An externalRef element is transformed as follows. An element is constructed using the URI reference that is the value of href attribute as specified in Section 4.5. This element must match the syntax for pattern. The element is transformed by recursively applying the rules from this subsection and from previous subsections of this section. This must not result in a loop. In other words, the transformation of the referenced element must not require the dereferencing of an externalRef attribute with an href attribute with the same value.
Any ns attribute on the externalRef element is transferred to the referenced element if the referenced element does not already have an ns attribute. The externalRef element is then replaced by the referenced element.
An include element is transformed as follows. An element is constructed using the URI reference that is the value of href attribute as specified in Section 4.5. This element must be a grammar element, matching the syntax for grammar.
This grammar element is transformed by recursively applying the rules from this subsection and from previous subsections of this section. This must not result in a loop. In other words, the transformation of the grammar element must not require the dereferencing of an include attribute with an href attribute with the same value.
Define the components of an element to be the children of the element together with the components of any div child elements. If the include element has a start component, then the grammar element must have a start component. If the include element has a start component, then all start components are removed from the grammar element. If the include element has a define component, then the grammar element must have a define component with the same name. For every define component of the include element, all define components with the same name are removed from the grammar element.

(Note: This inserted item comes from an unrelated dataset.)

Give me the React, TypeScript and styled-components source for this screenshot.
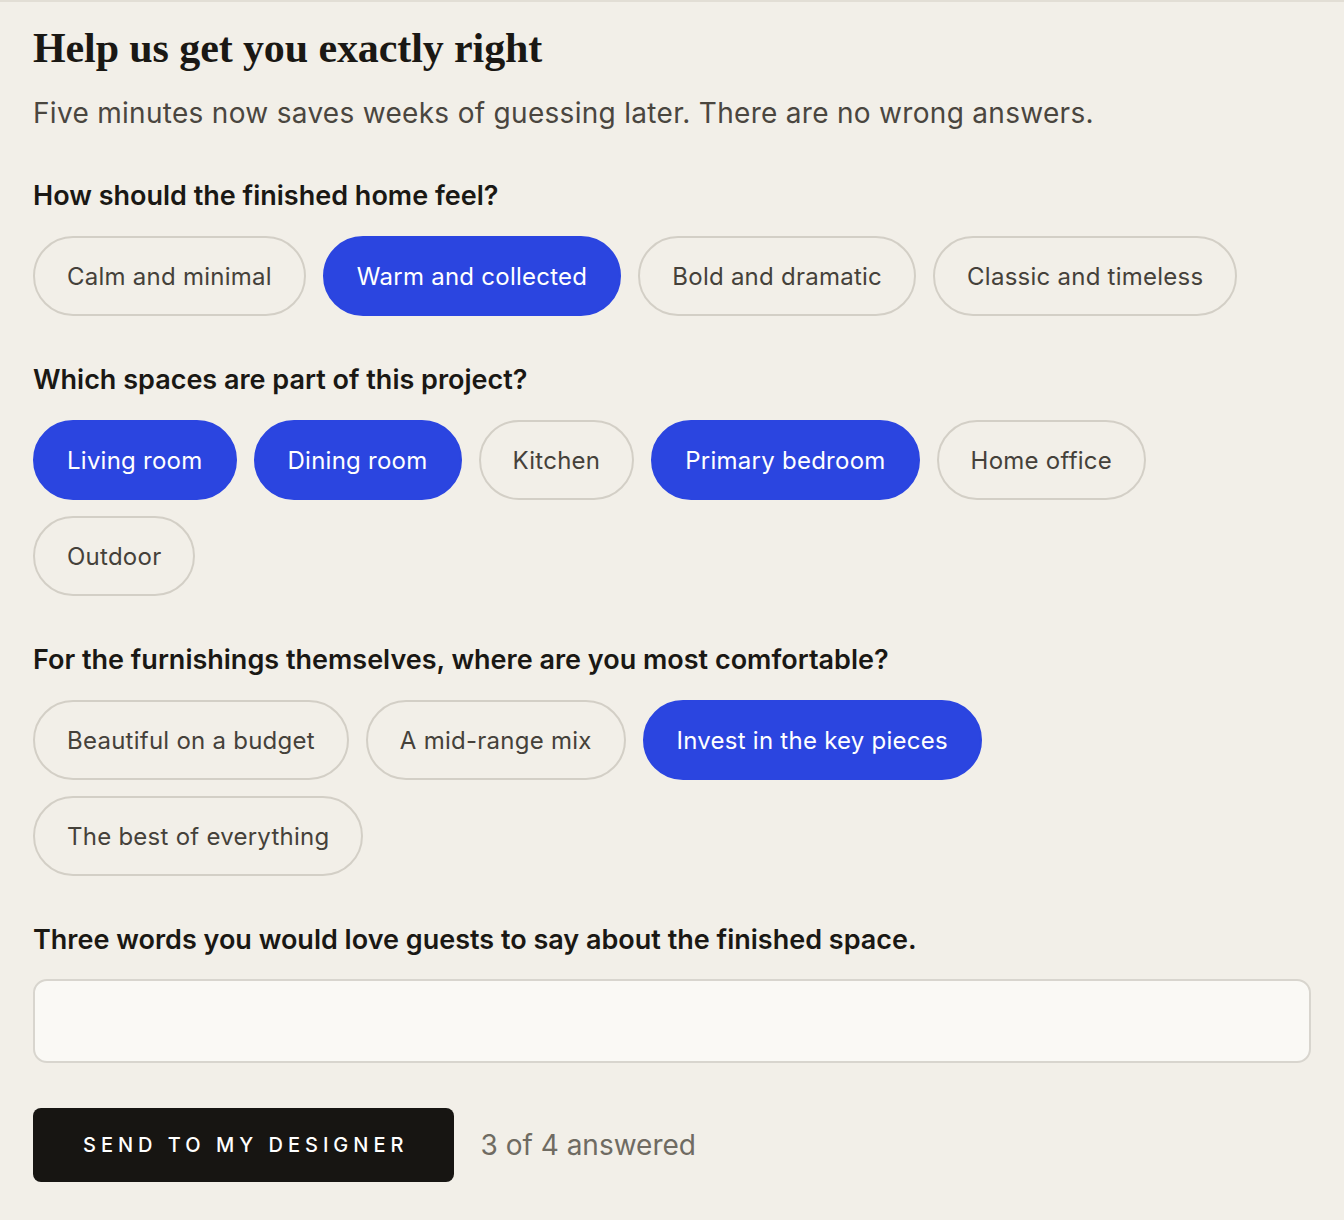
import React, { useState } from "react"
import styled, { createGlobalStyle } from "styled-components"

const GlobalStyle = createGlobalStyle`
  html, body {
    margin: 0;
    padding: 0;
    background: #f2efe8;
  }
  body {
    font-family: Inter, "Noto Sans", sans-serif;
    color: #1a1814;
  }
`

const questions = [
  {
    label: "How should the finished home feel?",
    options: ["Calm and minimal", "Warm and collected", "Bold and dramatic", "Classic and timeless"],
    initial: ["Warm and collected"],
  },
  {
    label: "Which spaces are part of this project?",
    options: ["Living room", "Dining room", "Kitchen", "Primary bedroom", "Home office", "Outdoor"],
    initial: ["Living room", "Dining room", "Primary bedroom"],
  },
  {
    label: "For the furnishings themselves, where are you most comfortable?",
    options: ["Beautiful on a budget", "A mid-range mix", "Invest in the key pieces", "The best of everything"],
    initial: ["Invest in the key pieces"],
  },
]

const App: React.FC = () => {
  const [picked, setPicked] = useState<string[][]>(questions.map((q) => q.initial))
  const [words, setWords] = useState("")

  const toggle = (qi: number, option: string) => {
    setPicked((prev) =>
      prev.map((list, i) => {
        if (i !== qi) return list
        return list.includes(option) ? list.filter((o) => o !== option) : [...list, option]
      })
    )
  }

  const answered = picked.filter((p) => p.length > 0).length + (words.trim() ? 1 : 0)

  return (
    <Root>
      <GlobalStyle />
      <Title>Help us get you exactly right</Title>
      <Intro>Five minutes now saves weeks of guessing later. There are no wrong answers.</Intro>

      {questions.map((q, qi) => (
        <Question key={q.label}>
          <Label>{q.label}</Label>
          <Pills>
            {q.options.map((option) => (
              <Pill key={option} $active={picked[qi].includes(option)} onClick={() => toggle(qi, option)}>
                {option}
              </Pill>
            ))}
          </Pills>
        </Question>
      ))}

      <Question>
        <Label>Three words you would love guests to say about the finished space.</Label>
        <WordsInput value={words} onChange={(e) => setWords(e.target.value)} />
      </Question>

      <Footer>
        <SendButton>Send to my designer</SendButton>
        <Progress>{answered} of 4 answered</Progress>
      </Footer>
    </Root>
  )
}

export default App

const Root = styled.div`
  border-top: 2px solid #e2ded5;
  padding: 21px 33px 40px 33px;
  min-height: 1220px;
  box-sizing: border-box;
`
const Title = styled.h1`
  margin: 0;
  font-family: "Liberation Serif", "DejaVu Serif", serif;
  font-weight: 700;
  font-size: 42px;
  line-height: 50px;
  letter-spacing: -0.1px;
  color: #1a1814;
`
const Intro = styled.p`
  margin: 20px 0 0 0;
  font-size: 28px;
  line-height: 40px;
  letter-spacing: 0.3px;
  color: #4a463f;
`
const Question = styled.section`
  margin-top: 47px;
  &:first-of-type {
    margin-top: 46px;
  }
`
const Label = styled.h2`
  margin: 0;
  font-size: 27px;
  line-height: 34px;
  font-weight: 600;
  color: #1a1814;
`
const Pills = styled.div`
  display: flex;
  flex-wrap: wrap;
  gap: 16px 17px;
  margin-top: 23px;
`
const Pill = styled.button<{ $active: boolean }>`
  height: 80px;
  padding: 0 32px;
  border-radius: 40px;
  border: 2px solid ${(p) => (p.$active ? "#2b45e0" : "#d3cfc6")};
  background: ${(p) => (p.$active ? "#2b45e0" : "transparent")};
  color: ${(p) => (p.$active ? "#ffffff" : "#45413a")};
  font-family: Inter, "Noto Sans", sans-serif;
  font-size: 24px;
  letter-spacing: 0.25px;
  cursor: pointer;
`
const WordsInput = styled.input`
  display: block;
  width: 100%;
  box-sizing: border-box;
  height: 84px;
  margin-top: 22px;
  padding: 0 24px;
  border: 2px solid #d8d5ce;
  border-radius: 14px;
  background: #faf9f5;
  font-family: Inter, "Noto Sans", sans-serif;
  font-size: 24px;
  color: #1a1814;
  outline: none;
`
const Footer = styled.div`
  display: flex;
  align-items: center;
  gap: 26px;
  margin-top: 45px;
`
const SendButton = styled.button`
  height: 74px;
  padding: 0 46px 0 50px;
  border: none;
  border-radius: 8px;
  background: #171512;
  color: #ffffff;
  font-family: Inter, "Noto Sans", sans-serif;
  font-size: 20px;
  font-weight: 500;
  letter-spacing: 5px;
  text-transform: uppercase;
  cursor: pointer;
`
const Progress = styled.span`
  font-size: 28px;
  color: #6f6b62;
`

The include element is transformed into a div element. The attributes of the div element are the attributes of the include element other than the href attribute. The children of the div element are the grammar element (after the removal of the start and define components described by the preceding paragraph) followed by the children of the include element. The grammar element is then renamed to div.
The name attribute on an element or attribute element is transformed into a name child element.

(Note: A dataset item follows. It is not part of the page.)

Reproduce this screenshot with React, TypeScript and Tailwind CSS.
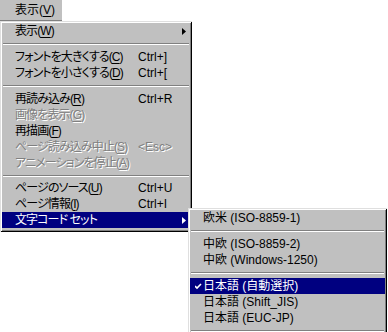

If an attribute element has a name attribute but no ns attribute, then an ns="" attribute is added to the name child element.
For any name, nsName or value element that does not have an ns attribute, an ns attribute is added. The value of the added ns attribute is the value of the ns attribute of the nearest ancestor element that has an ns attribute, or the empty string if there is no such ancestor. Then, any ns attribute that is on an element other than name, nsName or value is removed.
For any name element containing a prefix, the prefix is removed and an ns attribute is added replacing any existing ns attribute. The value of the added ns attribute is the value to which the prefix is mapped by the namespace map of the context of the name element. The context must have a mapping for the prefix.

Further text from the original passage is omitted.